Тетя Маша так гремела гневом, что девицы плакали, а студенты убежали без фуражек, неповинный Никита ждал расчета. Никита, конечно, во всем винил барышень господских:
— В окошко парней допускают… А еще благородные! И я же виноватым остался! Вот у них правда-то какая… Виноват не виноват, а раз мужик — отвечай!

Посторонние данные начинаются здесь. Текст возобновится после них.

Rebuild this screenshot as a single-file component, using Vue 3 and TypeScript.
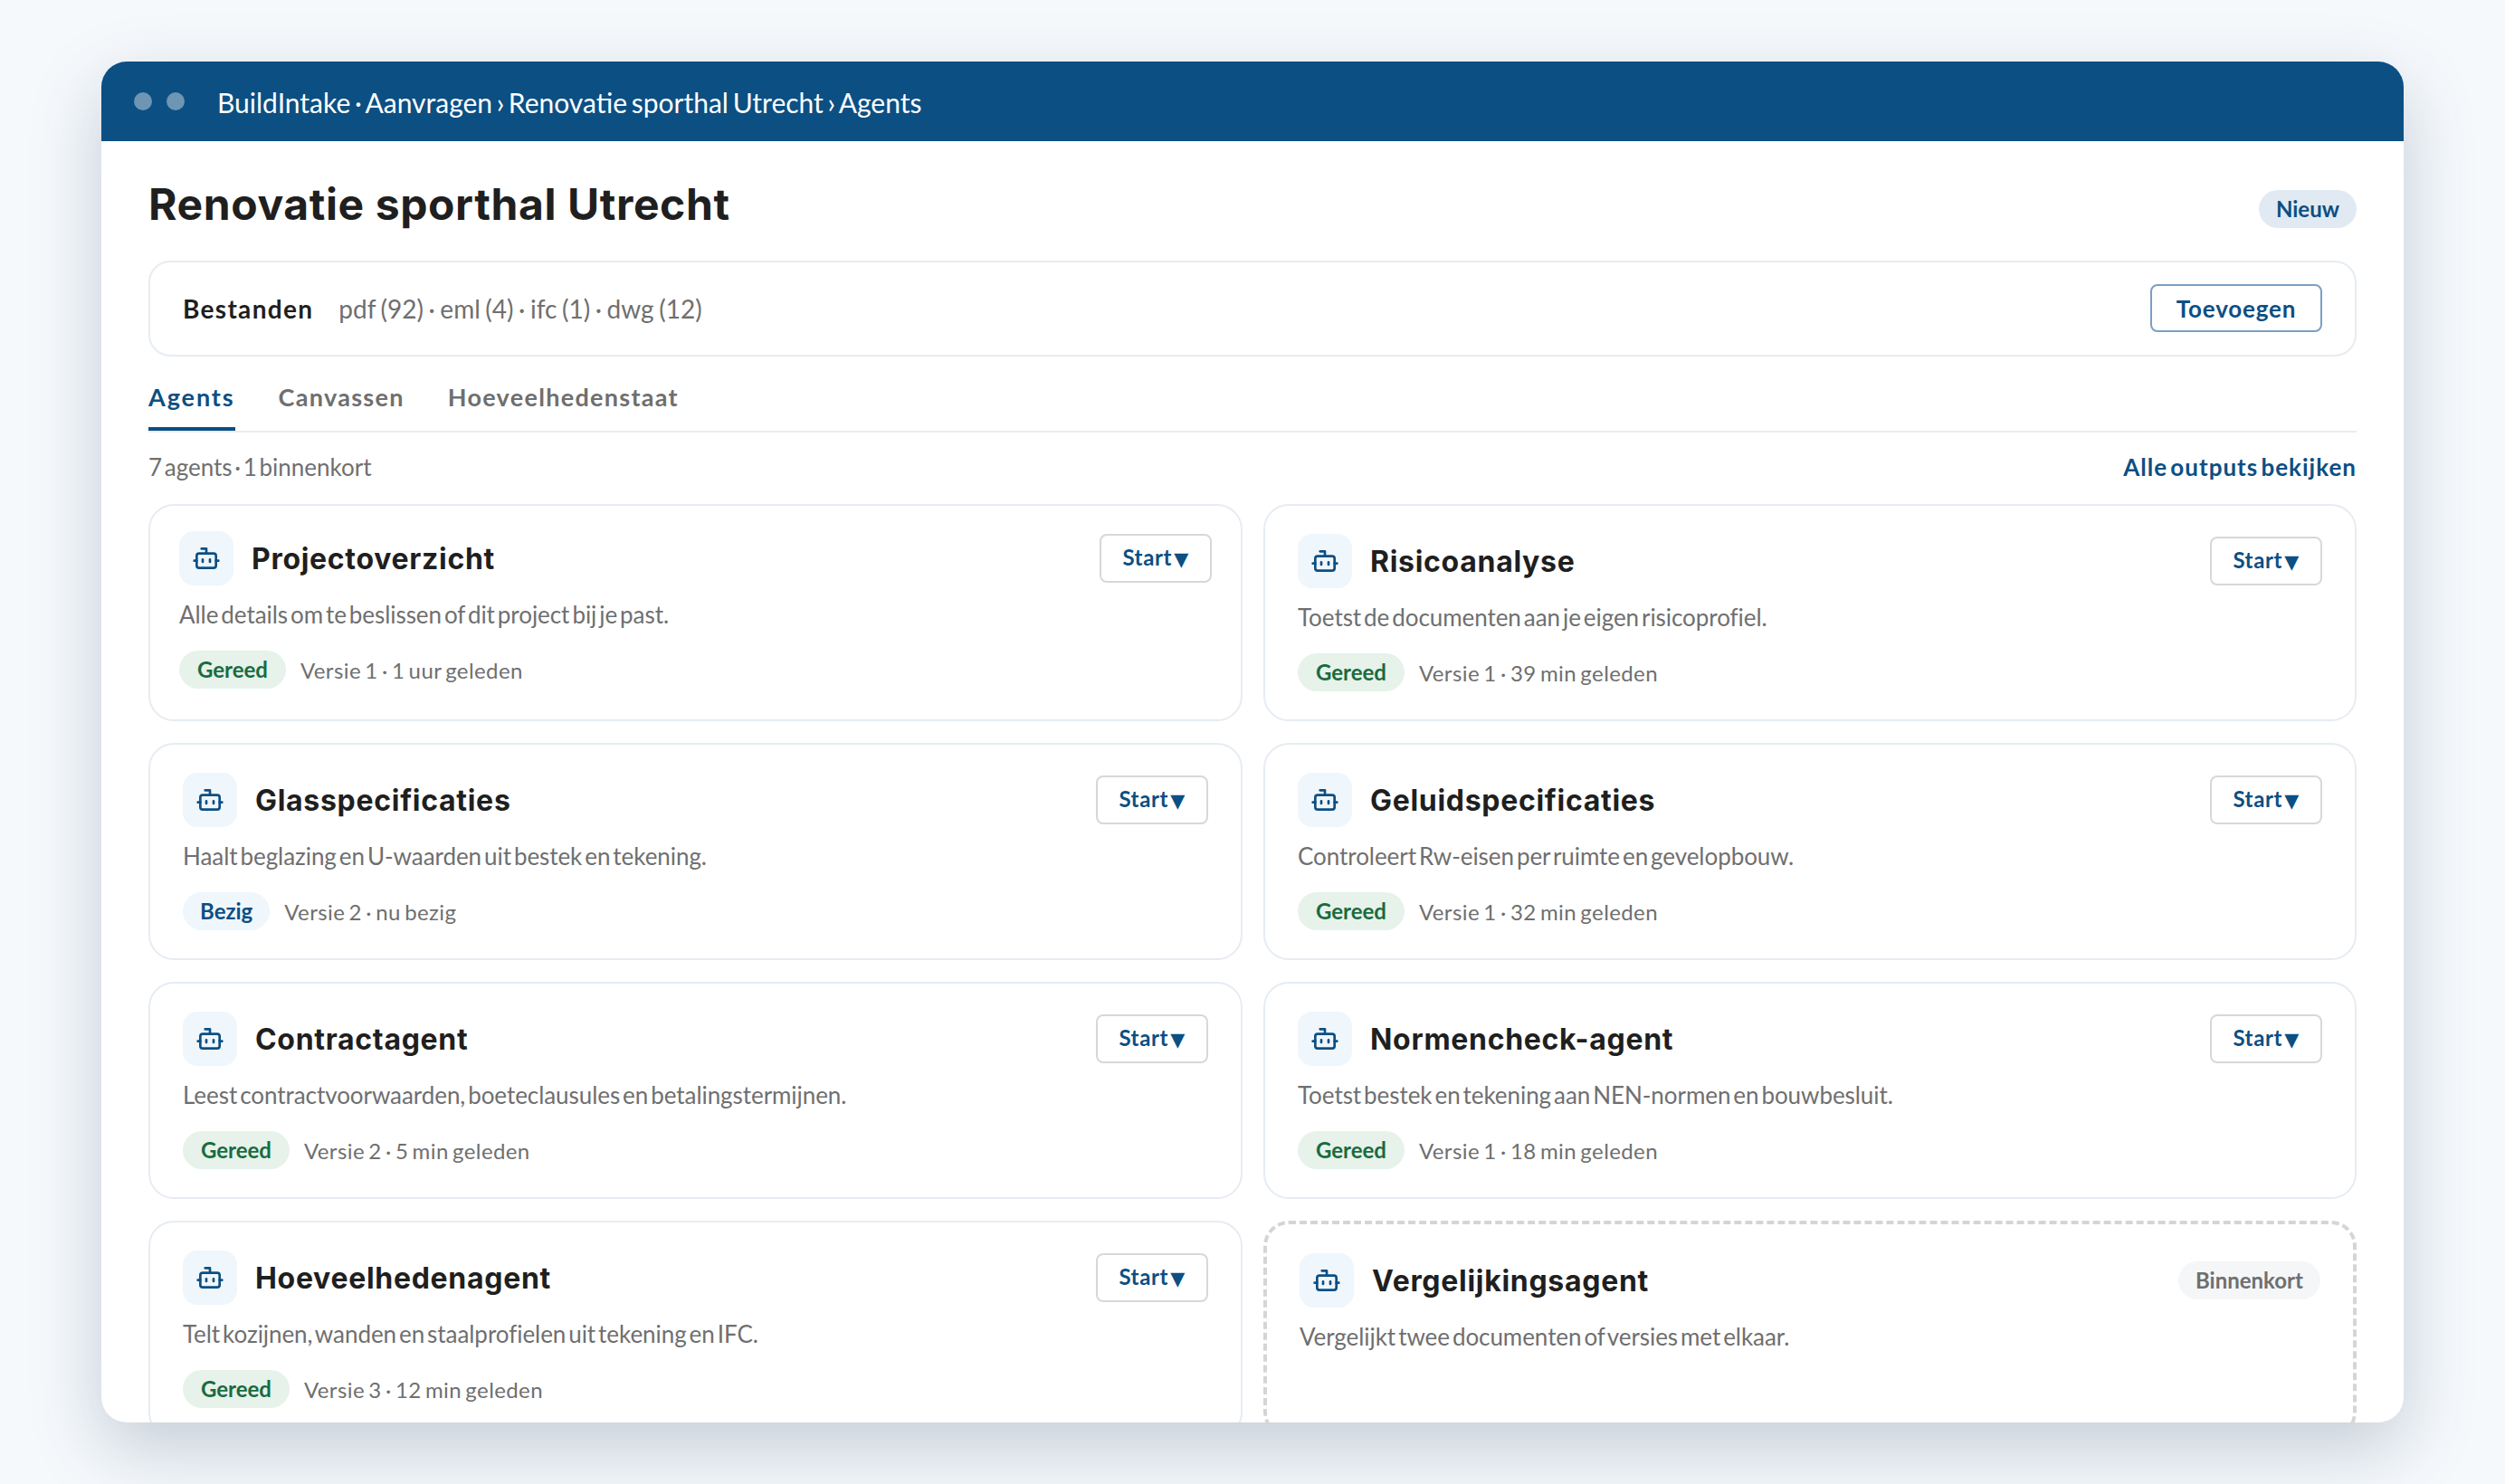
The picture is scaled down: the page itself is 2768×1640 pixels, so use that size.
<script setup lang="ts">
type Agent = {
  name: string
  desc: string
  status?: 'Gereed' | 'Bezig'
  meta?: string
  soon?: boolean
  tight?: boolean
}

const tabs = ['Agents', 'Canvassen', 'Hoeveelhedenstaat']

const agents: Agent[] = [
  { name: 'Projectoverzicht', desc: 'Alle details om te beslissen of dit project bij je past.', status: 'Gereed', meta: 'Versie 1 · 1 uur geleden', tight: true },
  { name: 'Risicoanalyse', desc: 'Toetst de documenten aan je eigen risicoprofiel.', status: 'Gereed', meta: 'Versie 1 · 39 min geleden' },
  { name: 'Glasspecificaties', desc: 'Haalt beglazing en U-waarden uit bestek en tekening.', status: 'Bezig', meta: 'Versie 2 · nu bezig' },
  { name: 'Geluidspecificaties', desc: 'Controleert Rw-eisen per ruimte en gevelopbouw.', status: 'Gereed', meta: 'Versie 1 · 32 min geleden' },
  { name: 'Contractagent', desc: 'Leest contractvoorwaarden, boeteclausules en betalingstermijnen.', status: 'Gereed', meta: 'Versie 2 · 5 min geleden' },
  { name: 'Normencheck-agent', desc: 'Toetst bestek en tekening aan NEN-normen en bouwbesluit.', status: 'Gereed', meta: 'Versie 1 · 18 min geleden' },
  { name: 'Hoeveelhedenagent', desc: 'Telt kozijnen, wanden en staalprofielen uit tekening en IFC.', status: 'Gereed', meta: 'Versie 3 · 12 min geleden' },
  { name: 'Vergelijkingsagent', desc: 'Vergelijkt twee documenten of versies met elkaar.', soon: true }
]
</script>

<template>
  <div class="page">
    <div class="window">
      <header class="topbar">
        <span class="dot"></span>
        <span class="dot"></span>
        <span class="crumbs">BuildIntake · Aanvragen › Renovatie sporthal Utrecht › Agents</span>
      </header>

      <main class="content">
        <div class="title-row">
          <h1>Renovatie sporthal Utrecht</h1>
          <span class="pill pill-new">Nieuw</span>
        </div>

        <section class="files">
          <strong>Bestanden</strong>
          <span class="files-list">pdf (92) · eml (4) · ifc (1) · dwg (12)</span>
          <button class="btn-add">Toevoegen</button>
        </section>

        <nav class="tabs">
          <a v-for="(tab, idx) in tabs" :key="tab" class="tab" :class="{ active: idx === 0 }">{{ tab }}</a>
        </nav>

        <div class="summary">
          <span>7 agents · 1 binnenkort</span>
          <a class="all-link">Alle outputs bekijken</a>
        </div>

        <div class="grid">
          <article
            v-for="agent in agents"
            :key="agent.name"
            class="card"
            :class="{ tight: agent.tight, soon: agent.soon }"
          >
            <div class="card-head">
              <span class="tile">
                <svg viewBox="0 0 24 24" width="32" height="32" fill="none" stroke="currentColor" stroke-width="2" stroke-linecap="round" stroke-linejoin="round">
                  <path d="M12 8V4H8" />
                  <rect x="4" y="8" width="16" height="12" rx="2" />
                  <path d="M2 14h2M20 14h2M15 13v2M9 13v2" />
                </svg>
              </span>
              <h2>{{ agent.name }}</h2>
              <span v-if="agent.soon" class="pill pill-soon">Binnenkort</span>
              <button v-else class="btn-start">Start<span class="caret">▾</span></button>
            </div>
            <p class="desc">{{ agent.desc }}</p>
            <div v-if="agent.status" class="card-foot">
              <span class="pill" :class="agent.status === 'Gereed' ? 'pill-done' : 'pill-busy'">{{ agent.status }}</span>
              <span class="meta">{{ agent.meta }}</span>
            </div>
          </article>
        </div>
      </main>
    </div>
  </div>
</template>

<style>
html, body { margin: 0; background: #f6f9fc; }
</style>

<style scoped>
.page {
  height: 1640px;
  box-sizing: border-box;
  padding: 68px 112px;
  overflow: hidden;
  background: #f6f9fc;
  font-family: Lato, "Liberation Sans", sans-serif;
  color: #1f1f1f;
}

.window {
  height: 1504px;
  background: #fff;
  border-radius: 28px;
  overflow: hidden;
  box-shadow: 0 28px 80px rgba(20, 50, 80, 0.22);
}

.topbar {
  height: 88px;
  box-sizing: border-box;
  padding: 0 36px;
  display: flex;
  align-items: center;
  gap: 16px;
  background: #0c4f83;
  color: #fff;
}
.dot { width: 20px; height: 20px; border-radius: 50%; background: rgba(255, 255, 255, 0.4); }
.crumbs { margin-left: 20px; font-size: 30px; word-spacing: -3px; line-height: 38px; padding-top: 2px; }

.content { padding: 40px 52px 0; }

.title-row {
  display: flex;
  justify-content: space-between;
  align-items: center;
  height: 60px;
  margin-bottom: 32px;
}
h1 {
  margin: 0;
  font-family: Inter, sans-serif;
  font-size: 48px;
  font-weight: 700;
  letter-spacing: 0.6px;
  line-height: 60px;
}

.pill {
  display: inline-flex;
  align-items: center;
  height: 42px;
  box-sizing: border-box;
  padding: 0 19px 2px;
  border-radius: 21px;
  font-size: 24px;
  font-weight: 700;
  white-space: nowrap;
}
.pill-new { background: #e1eaf2; color: #0c4f83; transform: translateY(5px); }
.pill-done { background: #e6f2ea; color: #1a6b3f; padding-left: 20px; padding-right: 20px; }
.pill-busy { background: #eff6fc; color: #0c4f83; }
.pill-soon { background: #f4f6f8; color: #6f6f6f; margin-left: auto; }

.files {
  display: flex;
  align-items: center;
  gap: 28px;
  padding: 24px 36px 25px;
  border: 2px solid #e6ecf2;
  border-radius: 24px;
}
.files strong { font-size: 28px; font-weight: 700; letter-spacing: 1.3px; }
.files-list { font-size: 28px; color: #6f6f6f; word-spacing: -1.6px; }

button {
  box-sizing: border-box;
  background: #fff;
  border-radius: 8px;
  font-family: inherit;
  font-weight: 700;
  color: #0c4f83;
}
.btn-add {
  height: 53px;
  margin-left: auto;
  width: 190px;
  border: 2px solid #7aa0c4;
  font-size: 26px;
  letter-spacing: 0.8px;
}
.btn-start {
  display: flex;
  align-items: center;
  justify-content: center;
  height: 54px;
  margin-left: auto;
  width: 124px;
  padding: 0 0 3px;
  border: 2px solid #d5d8dc;
  font-size: 24px;
  letter-spacing: 0.6px;
}
.caret { font-size: 29px; line-height: 1; margin-left: 3px; }

.tabs {
  display: flex;
  gap: 48px;
  margin-top: 23px;
  border-bottom: 2px solid #e6ecf2;
}
.tab {
  height: 59px;
  box-sizing: border-box;
  line-height: 43px;
  font-size: 27px;
  font-weight: 700;
  letter-spacing: 1.3px;
  color: #6f6f6f;
}
.tab.active { color: #0c4f83; border-bottom: 4px solid #0c4f83; letter-spacing: 1.9px; }

.summary {
  display: flex;
  justify-content: space-between;
  align-items: center;
  height: 40px;
  margin: 18px 0 21px;
  font-size: 26px;
  color: #6f6f6f;
  word-spacing: -4px;
}
.all-link { font-weight: 700; color: #0c4f83; letter-spacing: 1px; }

.grid {
  display: grid;
  grid-template-columns: 1209px 1208px;
  gap: 24px 23px;
}

.card {
  box-sizing: border-box;
  padding: 31px 36px;
  border: 2px solid #e6ecf2;
  border-radius: 28px;
}
.card.tight { padding: 28px 32px; }
.card.soon { border: 4px dashed #d5d5d5; padding: 32px 36px; }

.card-head { display: flex; align-items: center; gap: 20px; }
.tile {
  display: flex;
  align-items: center;
  justify-content: center;
  width: 60px;
  height: 60px;
  flex: none;
  border-radius: 16px;
  background: #eff6fc;
  color: #0c4f83;
}
h2 {
  margin: 0;
  font-family: Inter, sans-serif;
  font-size: 32px;
  font-weight: 700;
  letter-spacing: 0.7px;
}

.desc {
  margin: 14px 0 0;
  font-size: 26px;
  line-height: 36px;
  color: #6f6f6f;
  word-spacing: -3.6px;
  letter-spacing: -0.06px;
}

.card-foot { display: flex; align-items: center; gap: 16px; margin-top: 22px; }
.meta { font-size: 24px; color: #6f6f6f; letter-spacing: 0.4px; word-spacing: -2.2px; }
</style>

Когда приехал Павел Николаевич, вся эта история была передана на его рассмотрение. А кончилось все к общему удовольствию. На семейном совете, без участия, впрочем, бабушки, которую не решались посвящать в историю с окошком, было вынесено такое решение: как сам Егорушка, так и его холерные студенты и девицы однажды в неделю, а именно в субботу, имеют право посетить легальным порядком не только флигель, но и дом, но предварительно должны побывать в бане и затем облечься в особые халаты, которые будут храниться в беседке парка и будут выдаваться им лично тетей Машей. «Нахалы», как назвала тетя Маша сгоряча холерных студентов, забравшихся через окно к девицам, оказались очень скромными и симпатичными, так что все другие страхи, кроме чисто холерного, у тети Миши отпали, да и холерный страх сбавился, потому что холерные кавалеры и девицы тщательно соблюдали сами все предосторожности, завели даже особые туфли и омовение рук раствором сулемы. Хорошо проходили эти субботники, на которые гости приходили по очереди. Особенно было весело, когда в очередь попадал исполнявший роль фельдшера кончавший курс в Петроградской военно-медицинской академии Коренев, в которого были влюблены все барышни, холерные и не холерные, в особенности же попова дочка Глашенька, прямо таявшая у всех на глазах от влюбленности и умиленности. Даже начальник пункта Егорушка Алякринский как-то стушевывался в присутствии Коренева, и все вели себя с последним так, словно не Егорушка, а именно он был главным. Тете Маше, впрочем, он не особенно нравился. «Столичная штука!» — говорила она про Коренева, сравнивая его со скромным и невеселым Егорушкой: совсем не умеет вести себя в женском обществе!